The dead and the quiescent
Bad enough that we have to put up with the singing of the Star Spangled Banner before every Major League Baseball game at the Rogers Centre. And why is it that every singer always seems to have so much fun riffing around with the U.S anthem while poor old O Canada always sounds so dreary. More importantly, why do so few members of the crowd sing O Canada. In my part of section 124, I’m pretty much alone in my warbling.

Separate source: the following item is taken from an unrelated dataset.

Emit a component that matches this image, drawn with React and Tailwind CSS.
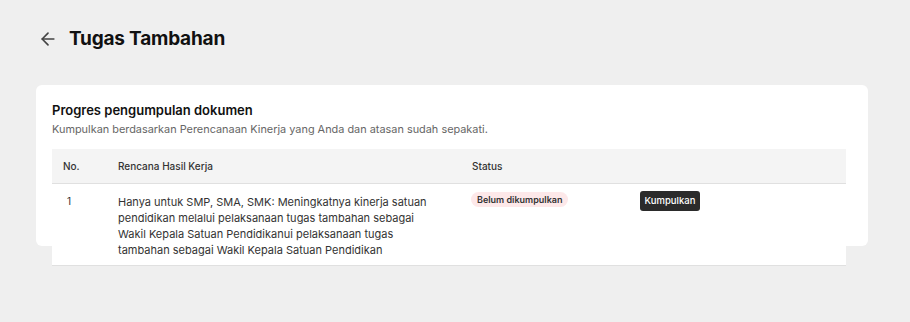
export default function App() {
  return (
    <div className="w-[910px] h-[322px] bg-[#efefef] overflow-hidden" style={{ fontFamily: "Inter, 'Noto Sans', sans-serif" }}>
      <div className="flex items-center h-[20px] mt-[29px] ml-[38px] gap-[11px]">
        <svg width="20" height="20" viewBox="0 0 24 24" fill="none" stroke="#444" strokeWidth="2" strokeLinecap="round" strokeLinejoin="round">
          <path d="M19 12H5" />
          <path d="M12 19l-7-7 7-7" />
        </svg>
        <h1 className="text-[19px] font-bold text-[#111] leading-[20px] tracking-[-0.2px]">Tugas Tambahan</h1>
      </div>
      <div className="mt-[36px] ml-[36px] w-[832px] h-[161px] bg-white rounded-[6px] pt-[17px] pl-[16px]">
        <div className="text-[13px] font-semibold text-[#111] leading-[16px]">Progres pengumpulan dokumen</div>
        <div className="text-[10.9px] text-[#666] leading-[14px] mt-[4px]">Kumpulkan berdasarkan Perencanaan Kinerja yang Anda dan atasan sudah sepakati.</div>
        <div className="mt-[13px] w-[794px] bg-white">
          <div className="flex h-[35px] items-center bg-[#f4f4f4] border-b border-[#e0e0e0] text-[10px] font-medium text-[#333]">
            <div className="w-[55px] pl-[11px]">No.</div>
            <div className="w-[354px] pl-[11px]">Rencana Hasil Kerja</div>
            <div className="w-[168px] pl-[11px]">Status</div>
            <div className="flex-1"></div>
          </div>
          <div className="flex items-start border-b border-[#e0e0e0] pt-[8px] pb-[7px]">
            <div className="w-[55px] pl-[15px] text-[10px] text-[#333] leading-[16px] pt-[1px]">1</div>
            <div className="w-[354px] pl-[11px] pr-[28px] text-[11px] text-[#333] leading-[16px] pt-[2px]">
              Hanya untuk SMP, SMA, SMK: Meningkatnya kinerja satuan pendidikan melalui pelaksanaan tugas tambahan sebagai Wakil Kepala Satuan Pendidikanui pelaksanaan tugas tambahan sebagai Wakil Kepala Satuan Pendidikan
            </div>
            <div className="w-[168px] pl-[10px] flex">
              <span className="inline-flex items-center h-[15px] px-[6px] rounded-full bg-[#fde8e9] text-[9px] font-semibold text-[#333] leading-none">Belum dikumpulkan</span>
            </div>
            <div className="flex-1 pl-[11px] flex">
              <button className="h-[20px] w-[60px] rounded-[3px] bg-[#2b2b2b] text-white text-[9.5px] font-medium leading-none mt-[-1px]">Kumpulkan</button>
            </div>
          </div>
        </div>
      </div>
    </div>
  );
}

All that is bad enough, as I say, but what the heck was going on last night at the season opener when the announcer asked for a moment’s silence in honour of the massacre at Sandy Hook Elementary School last December. To be sure, it was a terrible tragedy. Adam Lanza shot his mother, then went to the school and killed twenty children and six staff before committing suicide. But the last time I looked, the school in question was in Newtown, Connecticut, an eight-hour drive away, across an international border, in another country.

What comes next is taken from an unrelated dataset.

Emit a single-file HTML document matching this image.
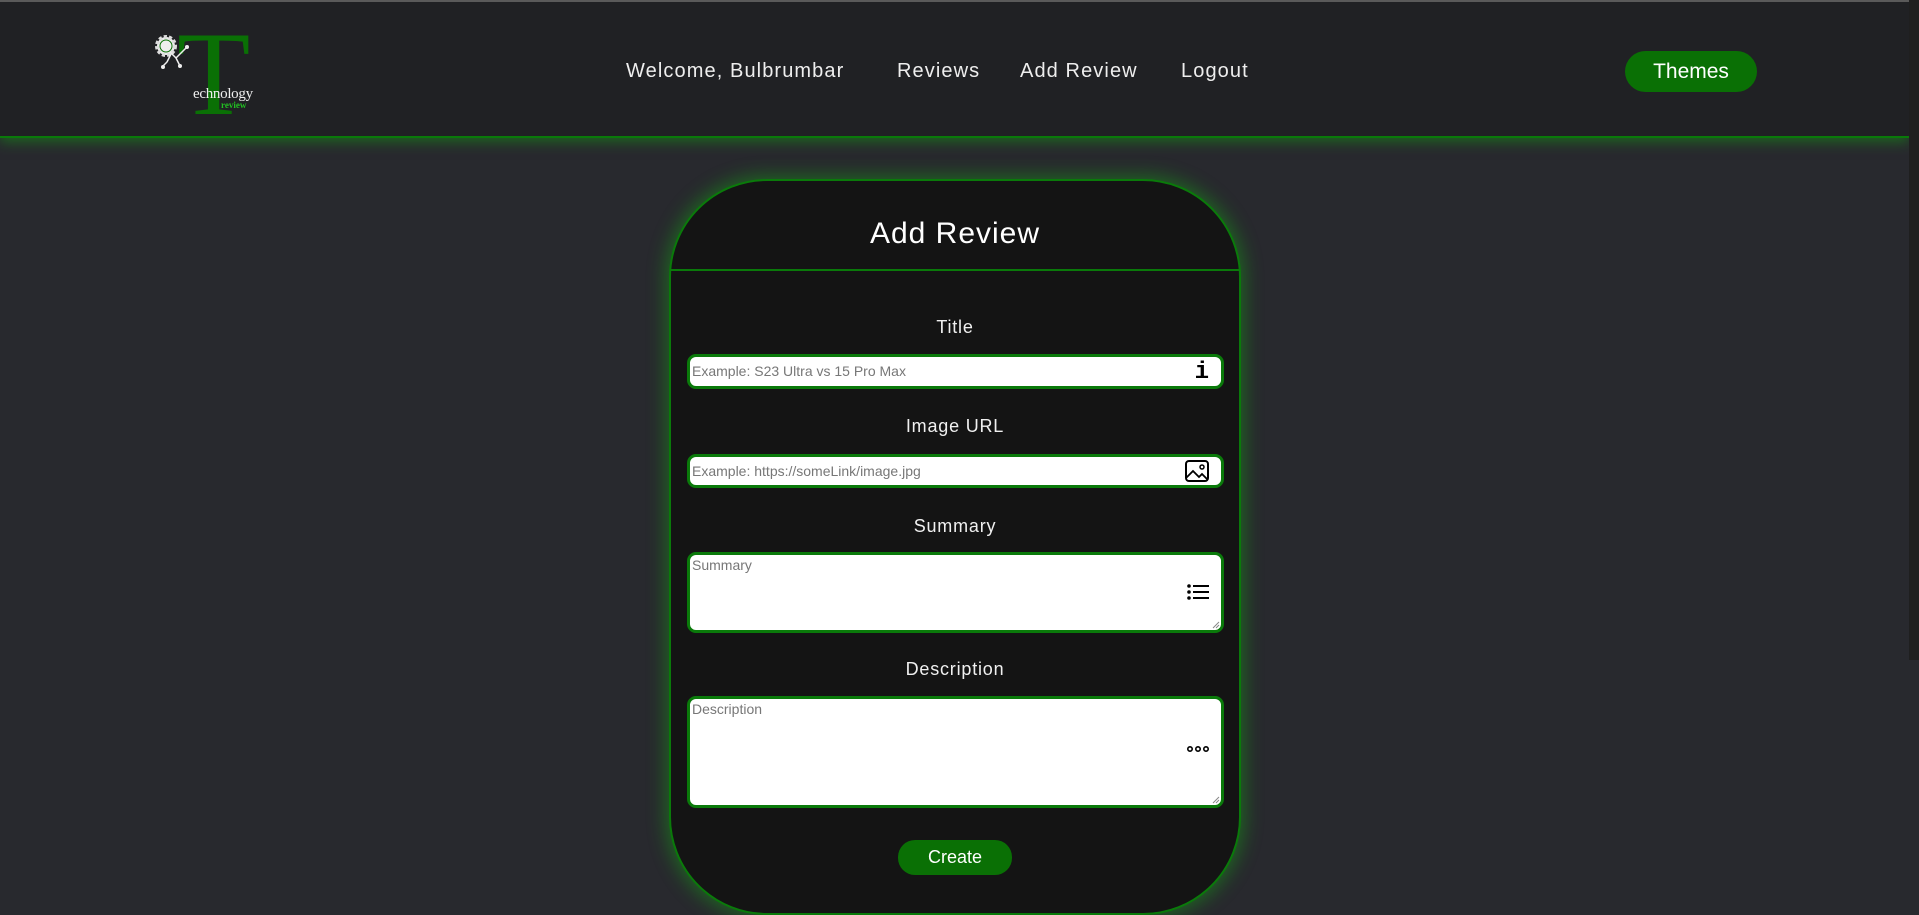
<!DOCTYPE html>
<html><head><meta charset="utf-8"><style>
*{box-sizing:border-box;margin:0;padding:0}
body{width:1919px;height:911px;overflow:hidden;background:#28292e;font-family:"Liberation Sans",sans-serif;position:relative}
.hdr{position:absolute;left:0;top:0;width:1909px;height:138px;background:#202124;border-top:2px solid #5a5a5a;border-bottom:2px solid #0a7a0a;box-shadow:0 4px 12px rgba(20,160,20,.5)}
.sb{position:absolute;right:0;top:0;width:10px;height:660px;background:#1f1f1f}
.nav a{position:absolute;top:58px;color:#eee;font-size:20px;text-decoration:none;letter-spacing:1.1px}
.themes{position:absolute;left:1625px;top:49px;width:132px;height:41px;border-radius:21px;background:#0a7005;color:#fff;font-size:21px;text-align:center;line-height:41px}
.card{position:absolute;left:669px;top:179px;width:572px;height:736px;background:#141414;border:2px solid #0a7a0a;border-radius:98px;box-shadow:0 0 18px 4px rgba(20,170,20,.45)}
.card h1{position:absolute;top:36px;width:100%;text-align:center;color:#fff;font-weight:normal;font-size:30px;letter-spacing:1px}
.div{position:absolute;top:88px;left:0;width:100%;height:2px;background:#0a7a0a}
.lbl{position:absolute;width:100%;text-align:center;color:#f0f0f0;font-size:18px;letter-spacing:.8px}
.in{position:absolute;left:16px;width:537px;background:#fff;border:3px solid #0a7a0a;border-radius:9px;color:#777;font-size:14px;padding:3px 2px}
.ic{position:absolute;right:12px}
.rs{position:absolute;right:1px;bottom:1px}
.btn{position:absolute;left:227px;top:659px;width:114px;height:35px;border-radius:17px;background:#0a7005;color:#fff;font-size:18px;text-align:center;line-height:35px}
</style></head><body>
<div class="hdr">
 <div style="position:absolute;left:177px;top:12px;font-family:'Liberation Serif',serif;font-size:120px;color:#0a7005;line-height:1">T</div>
 <svg style="position:absolute;left:152px;top:30px" width="50" height="40"><circle cx="14" cy="14" r="9" fill="#eee" stroke="#ddd" stroke-width="4" stroke-dasharray="3 2"/><circle cx="14" cy="14" r="6" fill="none" stroke="#0a7005" stroke-width="1"/><path d="M18 20l6 6 4-4M19 22l-4 8M24 26l4 8M28 22l6-6M15 30l-4 4" stroke="#eee" stroke-width="1.5" fill="none"/><circle cx="35" cy="15" r="2" fill="#eee"/><circle cx="11" cy="35" r="2" fill="#eee"/><circle cx="28" cy="34" r="2" fill="#eee"/></svg>
 <div style="position:absolute;left:193px;top:84px;font-family:'Liberation Serif',serif;font-size:15px;color:#eee;letter-spacing:-.3px">echnology</div>
 <div style="position:absolute;left:221px;top:98px;font-family:'Liberation Serif',serif;font-size:9px;font-weight:bold;color:#22c022">review</div>
 <div class="nav"><a style="left:626px">Welcome, Bulbrumbar</a><a style="left:897px">Reviews</a><a style="left:1020px">Add Review</a><a style="left:1181px">Logout</a></div>
 <div class="themes">Themes</div>
</div>
<div class="sb"></div>
<div class="card">
 <h1>Add Review</h1><div class="div"></div>
 <div class="lbl" style="top:136px">Title</div>
 <div class="in" style="top:173px;height:35px;line-height:23px">Example: S23 Ultra vs 15 Pro Max<span class="ic" style="top:4px;color:#000;font-family:'Liberation Mono',monospace;font-size:24px;font-weight:bold">i</span></div>
 <div class="lbl" style="top:235px">Image URL</div>
 <div class="in" style="top:273px;height:34px;line-height:23px">Example: https://someLink/image.jpg<svg class="ic" style="top:3px" width="24" height="22" viewBox="0 0 24 22"><rect x="1" y="1" width="22" height="20" rx="3" fill="none" stroke="#000" stroke-width="2"/><circle cx="17" cy="7" r="2" fill="none" stroke="#000" stroke-width="1.5"/><path d="M1 18l7-7 6 6 3-3 6 6" fill="none" stroke="#000" stroke-width="1.8"/></svg></div>
 <div class="lbl" style="top:335px">Summary</div>
 <div class="in" style="top:371px;height:81px;line-height:14px">Summary<svg class="ic" style="top:29px" width="22" height="16"><circle cx="2" cy="2" r="1.8"/><circle cx="2" cy="8" r="1.8"/><circle cx="2" cy="14" r="1.8"/><path d="M6 2h16M6 8h16M6 14h16" stroke="#000" stroke-width="2"/></svg><svg class="rs" width="8" height="8"><path d="M1 7L7 1M4 7L7 4" stroke="#888"/></svg></div>
 <div class="lbl" style="top:478px">Description</div>
 <div class="in" style="top:515px;height:112px;line-height:14px">Description<svg class="ic" style="top:46px" width="22" height="8"><circle cx="3" cy="4" r="2.2" fill="none" stroke="#000" stroke-width="1.6"/><circle cx="11" cy="4" r="2.2" fill="none" stroke="#000" stroke-width="1.6"/><circle cx="19" cy="4" r="2.2" fill="none" stroke="#000" stroke-width="1.6"/></svg><svg class="rs" width="8" height="8"><path d="M1 7L7 1M4 7L7 4" stroke="#888"/></svg></div>
 <div class="btn">Create</div>
</div>
</body></html>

If we took a minute for every person killed by a gun in the U.S. last year, that would be somewhere over 11,000 minutes, or 180 hours, about the duration of 60 baseball games. Is the Americanization of Canada reaching such proportions that we must now memorialize their dead, too? If the powers-that-be were looking for deaths to remember, they could have instead honoured members of the armed forces killed in Afghanistan where 158 Canadians and 2,012 Americans have died for the same cause in the last decade.
But do you know what was the worst part of the minute’s silence at the park last night? The crowd actually fell quiet. Totally quiet. Not even that fool who regularly shouts “Arrrgos” made a peep. What a bunch of sheep we are.